Saturday, May 31, 2014

Discovered Gold

Not too long ago, a book was checked in at my library that caught my eye: Provence, 1970, an account of a fateful meeting many culinary greats of America at the time, people who had shaped the way America now viewed their food- among them James Beard and Julia Child. The author of the book is the great-nephew of M.F.K. Fisher, a woman I had never heard of, but who largely provides the source and point of view of this meeting.
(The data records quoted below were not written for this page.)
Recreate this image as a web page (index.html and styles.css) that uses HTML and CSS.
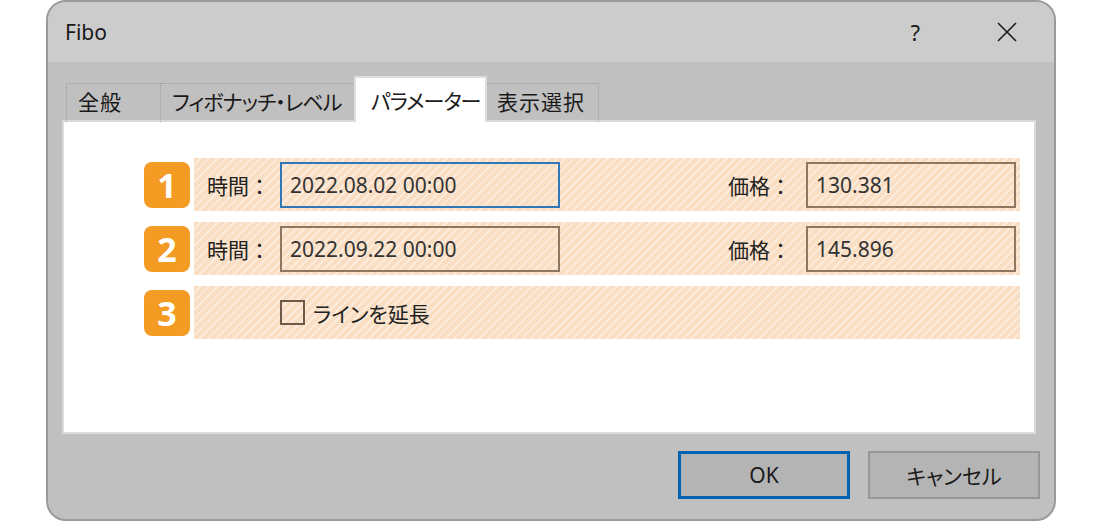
FILE: index.html
```html
<!DOCTYPE html>
<html lang="ja">
<head>
    <meta charset="UTF-8">
    <title>Fibo</title>
    <link rel="stylesheet" href="styles.css">
</head>
<body>
    <div class="window">
        <div class="titlebar">
            <span class="title">Fibo</span>
            <span class="help">?</span>
            <svg class="close" width="22" height="22" viewBox="0 0 22 22">
                <path d="M2 2 L20 20 M20 2 L2 20" stroke="#1a1a1a" stroke-width="1.6" fill="none"/>
            </svg>
        </div>
        <div class="body">
            <div class="tabs">
                <div class="tab tab-general">全般</div>
                <div class="tab tab-levels">フィボナッチ・レベル</div>
                <div class="tab tab-params active">パラメーター</div>
                <div class="tab tab-view">表示選択</div>
            </div>
            <div class="panel">
                <div class="row">
                    <div class="badge">1</div>
                    <div class="band">
                        <span class="label">時間：</span>
                        <div class="field time focus">2022.08.02 00:00</div>
                        <span class="label price-label">価格：</span>
                        <div class="field price">130.381</div>
                    </div>
                </div>
                <div class="row">
                    <div class="badge">2</div>
                    <div class="band">
                        <span class="label">時間：</span>
                        <div class="field time">2022.09.22 00:00</div>
                        <span class="label price-label">価格：</span>
                        <div class="field price">145.896</div>
                    </div>
                </div>
                <div class="row">
                    <div class="badge">3</div>
                    <div class="band">
                        <span class="label"></span>
                        <label class="check">
                            <span class="box"></span>
                            <span>ラインを延長</span>
                        </label>
                    </div>
                </div>
            </div>
            <div class="buttons">
                <button class="btn default">OK</button>
                <button class="btn">キャンセル</button>
            </div>
        </div>
    </div>
</body>
</html>
```

FILE: styles.css
```css
body {
    margin: 0;
    background: #fff;
    font-family: "Noto Sans", "Noto Sans CJK JP", sans-serif;
    font-feature-settings: "palt";
    color: #1a1a1a;
}

.window {
    box-sizing: border-box;
    width: 1010px;
    height: 521px;
    margin-left: 46px;
    border: 2px solid #9a9a9a;
    border-radius: 20px;
    overflow: hidden;
    background: #c0c0c0;
    display: flex;
    flex-direction: column;
}

.titlebar {
    height: 60px;
    background: #cccccc;
    display: flex;
    align-items: center;
    padding: 0 36px 0 17px;
    font-size: 21px;
}

.title {
    flex: 1;
}

.help {
    margin-right: 76px;
    font-size: 22px;
}

.body {
    flex: 1;
    padding: 16px 14px 0 14px;
}

.tabs {
    display: flex;
    align-items: flex-end;
    height: 44px;
    padding-left: 4px;
    margin-bottom: -2px;
    font-size: 21px;
    letter-spacing: -1px;
}

.tab {
    box-sizing: border-box;
    height: 39px;
    line-height: 37px;
    padding: 0 11px;
    border: 1px dotted #9c9c9c;
    border-bottom: none;
    white-space: nowrap;
}

.tab + .tab {
    border-left: none;
}

.tab-general { width: 95px; letter-spacing: 1px; }
.tab-levels { width: 194px; }
.tab-view { width: 112px; padding-left: 10px; letter-spacing: 1px; }

.tab.active {
    position: relative;
    z-index: 1;
    width: 133px;
    height: 46px;
    line-height: 46px;
    padding: 0 0 0 15px;
    margin-left: -1px;
    background: #fff;
    border: 2px solid #dedede;
    border-bottom: none;
}

.tab.active + .tab {
    border-left: none;
}

.panel {
    box-sizing: border-box;
    height: 314px;
    margin-right: 4px;
    background: #fff;
    border: 2px solid #dadada;
    padding: 36px 14px 0 80px;
    display: flex;
    flex-direction: column;
    gap: 11px;
}

.row {
    display: flex;
    align-items: center;
    gap: 4px;
    height: 53px;
}

.badge {
    width: 46px;
    height: 46px;
    border-radius: 8px;
    background: #f39b22;
    color: #fff;
    font-size: 34px;
    font-weight: bold;
    display: flex;
    align-items: center;
    justify-content: center;
}

.band {
    flex: 1;
    align-self: stretch;
    display: flex;
    align-items: center;
    padding: 0 4px 0 13px;
    background: repeating-linear-gradient(135deg, #f9dec3 0 4px, #fcebdb 4px 6px);
    font-size: 21px;
}

.label {
    width: 73px;
    color: #222;
    font-feature-settings: normal;
}

.price-label {
    width: 78px;
    margin-left: auto;
}

.field {
    box-sizing: border-box;
    height: 46px;
    line-height: 42px;
    padding-left: 8px;
    border: 2px solid #8c7763;
    color: #333;
}

.field.time {
    width: 280px;
}

.field.price {
    width: 210px;
}

.field.focus {
    border-color: #3079b8;
}

.check {
    display: flex;
    align-items: center;
    gap: 8px;
    color: #222;
}

.box {
    box-sizing: border-box;
    width: 25px;
    height: 25px;
    border: 2px solid #6e5a48;
}

.buttons {
    display: flex;
    justify-content: flex-end;
    gap: 18px;
    padding-top: 17px;
}

.btn {
    box-sizing: border-box;
    width: 172px;
    height: 48px;
    background: #b4b4b4;
    border: 2px solid #979797;
    font-family: inherit;
    font-feature-settings: "palt";
    font-size: 21px;
    color: #1a1a1a;
}

.btn.default {
    border: 3px solid #0063b1;
}
```
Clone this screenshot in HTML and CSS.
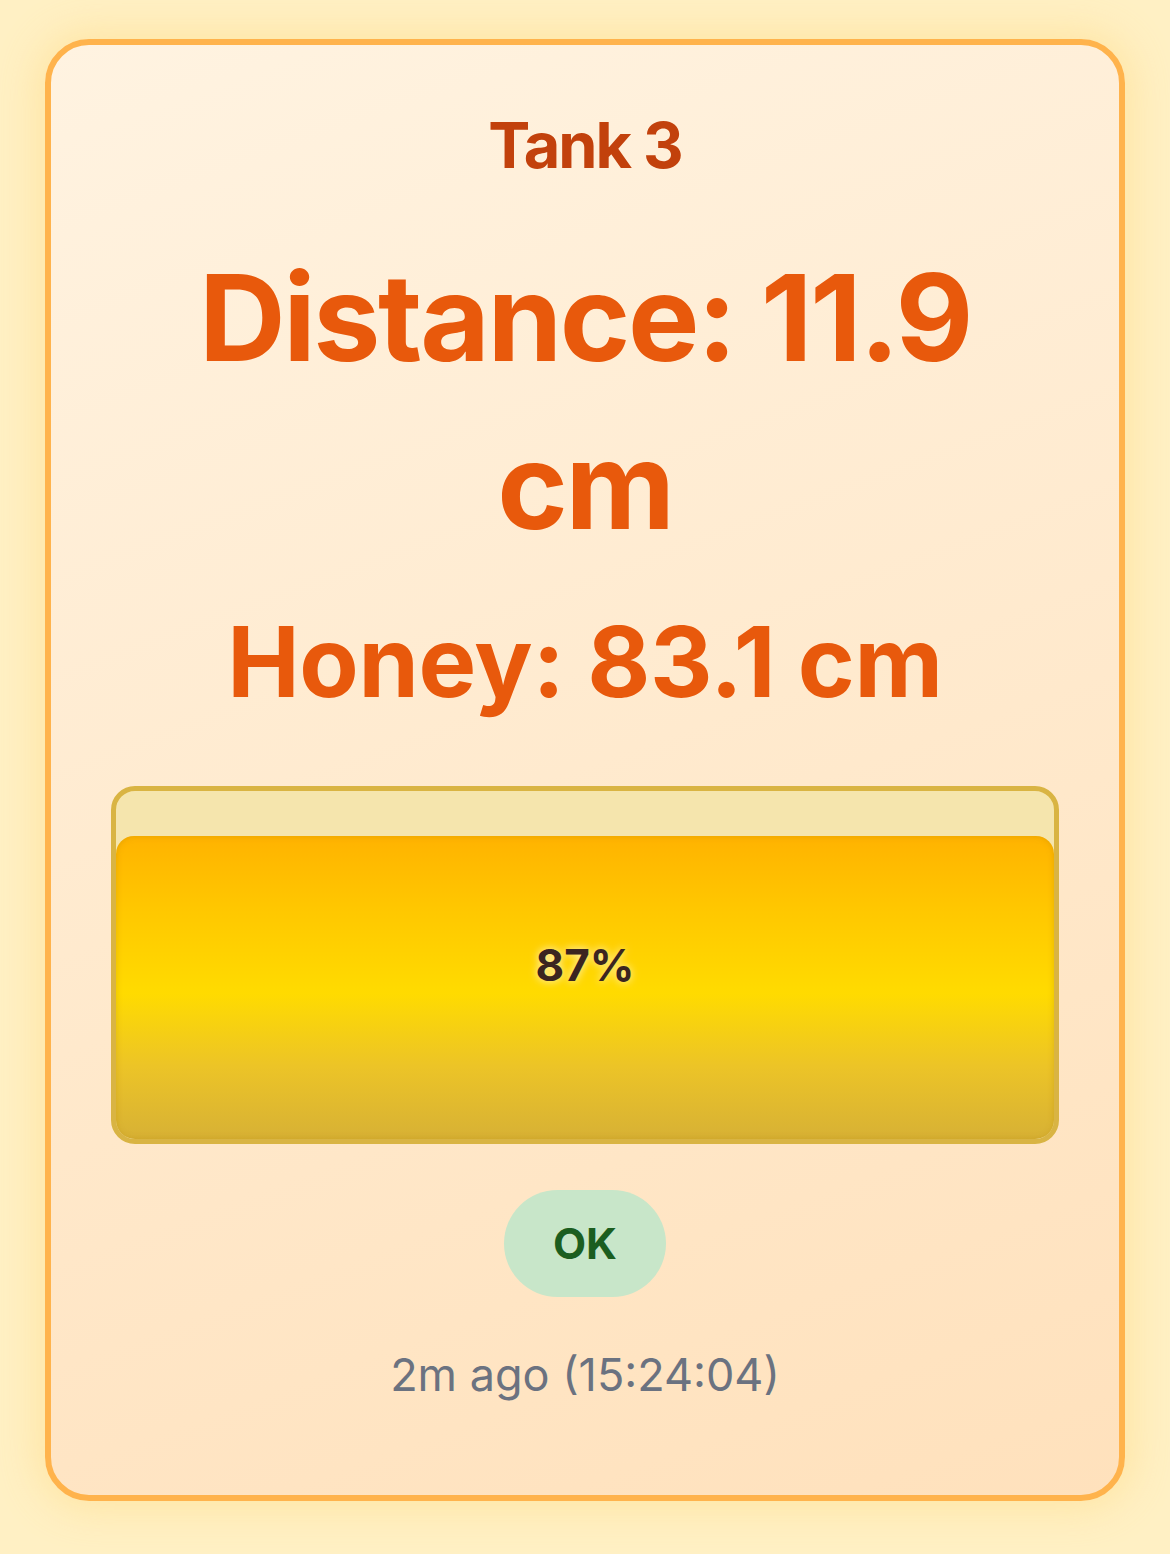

Intrigued by what sounded to be a very interesting person, I sought out her work, requesting the collection of her books: The Art of Eating. What I got was a biblically thick tome of a woman's musings on food, on cuisine, on history, on life in the pursuit of gastronomy. It's a remarkably flippant way to put it, but as I read it I'm beginning to start to consider her the John the Baptist to Julia Child's Jesus. A contemporary as much as a herald of the change that was coming to America's kitchens. She writes with the florid prose and vocabulary of someone who genuinely loves the English language almost as much as she loves the topic she's writing about.

More interestingly, though, I realized last night what she really was: the very first food blogger. That's all these works are. A collection of very well written blog posts. And I'm truly loving them. It's proving to be a book that feels essential in a personal library, not just something to be checked out, read, and discarded. Fantastic.